4 The Globe, 26 June 1850.

5 British Nationality Act (1948), cap. 56.

6 British Citizenship Act (1981), cap. 61.

7 For the status of Europe’s remaining monarchies within the European Union, see https://www.cs.mcgill.ca/~rwest/wikispeedia/wpcd/wp/m/Monarchies_in_the_European_Union.htm (consulted 1 Jan. 2023).

8 For the history of British republicanism, see A. Taylor, ‘Down with the Crown’: British Anti-Monarchism and Debates about Royalty since 1790 (1999); and for the cause today, see https://www.republic.org.uk/what_we_want (consulted 2 Jan. 2023).
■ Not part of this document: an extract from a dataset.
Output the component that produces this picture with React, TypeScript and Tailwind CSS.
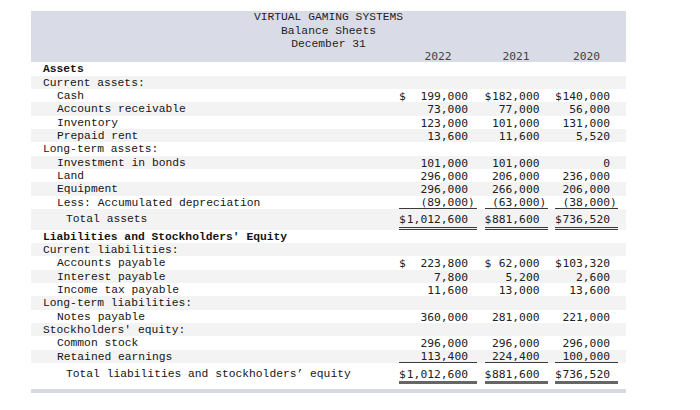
import { clsx } from 'clsx';

type Row = {
  label: string;
  level: 0 | 1 | 2;
  bold?: boolean;
  vals?: [string, string, string];
  dollar?: boolean;
  kind?: 'under' | 'total' | 'grand';
};

const rows: Row[] = [
  { label: 'Assets', level: 0, bold: true },
  { label: 'Current assets:', level: 0 },
  { label: 'Cash', level: 1, vals: ['199,000', '182,000', '140,000'], dollar: true },
  { label: 'Accounts receivable', level: 1, vals: ['73,000', '77,000', '56,000'] },
  { label: 'Inventory', level: 1, vals: ['123,000', '101,000', '131,000'] },
  { label: 'Prepaid rent', level: 1, vals: ['13,600', '11,600', '5,520'] },
  { label: 'Long-term assets:', level: 0 },
  { label: 'Investment in bonds', level: 1, vals: ['101,000', '101,000', '0'] },
  { label: 'Land', level: 1, vals: ['296,000', '206,000', '236,000'] },
  { label: 'Equipment', level: 1, vals: ['296,000', '266,000', '206,000'] },
  { label: 'Less: Accumulated depreciation', level: 1, vals: ['(89,000)', '(63,000)', '(38,000)'], kind: 'under' },
  { label: 'Total assets', level: 2, vals: ['1,012,600', '881,600', '736,520'], dollar: true, kind: 'total' },
  { label: "Liabilities and Stockholders' Equity", level: 0, bold: true },
  { label: 'Current liabilities:', level: 0 },
  { label: 'Accounts payable', level: 1, vals: ['223,800', '62,000', '103,320'], dollar: true },
  { label: 'Interest payable', level: 1, vals: ['7,800', '5,200', '2,600'] },
  { label: 'Income tax payable', level: 1, vals: ['11,600', '13,000', '13,600'] },
  { label: 'Long-term liabilities:', level: 0 },
  { label: 'Notes payable', level: 1, vals: ['360,000', '281,000', '221,000'] },
  { label: "Stockholders' equity:", level: 0 },
  { label: 'Common stock', level: 1, vals: ['296,000', '296,000', '296,000'] },
  { label: 'Retained earnings', level: 1, vals: ['113,400', '224,400', '100,000'], kind: 'under' },
  { label: 'Total liabilities and stockholders’ equity', level: 2, vals: ['1,012,600', '881,600', '736,520'], dollar: true, kind: 'grand' },
];

const grid = 'grid grid-cols-[360.5px_78px_63px_63px] gap-x-[7.5px]';
const mono = "font-['Liberation_Mono','Courier_New',monospace]";
const numFont = "font-['DejaVu_Sans_Mono',monospace]";

function Amount({ value, dollar, kind, first }: { value: string; dollar?: boolean; kind?: Row['kind']; first: boolean }) {
  const neg = value.startsWith('(');
  return (
    <div
      className={clsx(
        'flex flex-col',
        !kind && 'pt-[2px]',
        kind === 'under' && 'pt-[2px]',
        kind === 'total' && 'pt-[5.5px]',
        kind === 'grand' && 'pt-[6px]'
      )}
    >
      <div
        className={clsx(
          'flex justify-between text-[#222]',
          numFont,
          kind === 'under' ? 'leading-[10px]' : 'leading-[11.33px]',
          first ? 'pr-[9px]' : 'pr-[8px]'
        )}
      >
        <span>{dollar ? '$' : ''}</span>
        {neg ? (
          <span>
            {value.slice(0, -1)}
            <span className="-mr-[6.8px]">)</span>
          </span>
        ) : (
          <span>{value}</span>
        )}
      </div>
      {kind === 'under' ? <div className="h-px shrink-0 bg-[#3a3a3a]" /> : null}
      {kind === 'total' ? (
        <div className="mt-[1px] h-[3px] shrink-0 border-y border-[#3a3a3a]" />
      ) : null}
      {kind === 'grand' ? <div className="mt-[1px] h-[3px] shrink-0 bg-[#666]" /> : null}
    </div>
  );
}

export default function App() {
  return (
    <div className="w-[700px] h-[410px] bg-white pt-[11.3px] pl-[31px] text-[11.3px]">
      <div className="w-[595px]">
        <div className="bg-[#d9dce6]">
          <div className={clsx('text-center leading-[13.33px] text-[#1e1e1e]', mono)}>
            <div>VIRTUAL GAMING SYSTEMS</div>
            <div>Balance Sheets</div>
            <div>December 31</div>
          </div>
          <div className={clsx(grid, 'h-[11px] leading-[11px] text-[#444]', numFont)}>
            <div />
            <div className="text-center">2022</div>
            <div className="text-center">2021</div>
            <div className="text-center">2020</div>
          </div>
        </div>
        {rows.map((r, i) => (
          <div key={r.label} className={clsx(grid, i % 2 === 1 ? 'bg-[#f3f3f3]' : 'bg-white')}>
            <div
              className={clsx(
                'leading-[11.33px] text-[#151515] whitespace-nowrap',
                mono,
                r.bold && 'font-bold',
                r.level === 0 && 'pl-[12px]',
                r.level === 1 && 'pl-[26px]',
                r.level === 2 && 'pl-[35px]',
                r.kind === 'total' ? 'pt-[5.5px]' : r.kind === 'grand' ? 'pt-[6px]' : 'pt-[2px]'
              )}
            >
              {r.label}
            </div>
            {r.vals
              ? r.vals.map((v, j) => (
                  <Amount key={j} value={v} dollar={r.dollar} kind={r.kind} first={j === 0} />
                ))
              : null}
          </div>
        ))}
        <div className="mt-[5px] h-[3.5px] bg-[#d7d9e2]" />
      </div>
    </div>
  );
}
9 All those who signed King Charles I’s death warrant, later known as the Regicides, were punished after the Restoration of the monarchy in 1660 – and the corpses of dead regicides were disinterred and publicly dishonoured: see J. Peacey (ed.), The Regicides and the Execution of Charles I (Basingstoke, 2001). Nonetheless, after 1649 future monarchs were much more cautious; and no longer attempted to use absolute powers to legislate or tax at will. For the diminution of independent royal power over the centuries and the consolidation of a ceremonial constitutional monarchy, see B. Hubbard, The Changing Power of the British Monarchy (Oxford, 2018); W.M. Kuhn, Democratic Royalism: The Transformation of the British Monarchy, 1861-1914 (Basingstoke, 1996); and F. Prochaska, Royal Bounty: The Making of a Welfare Monarchy (New Haven, 1995).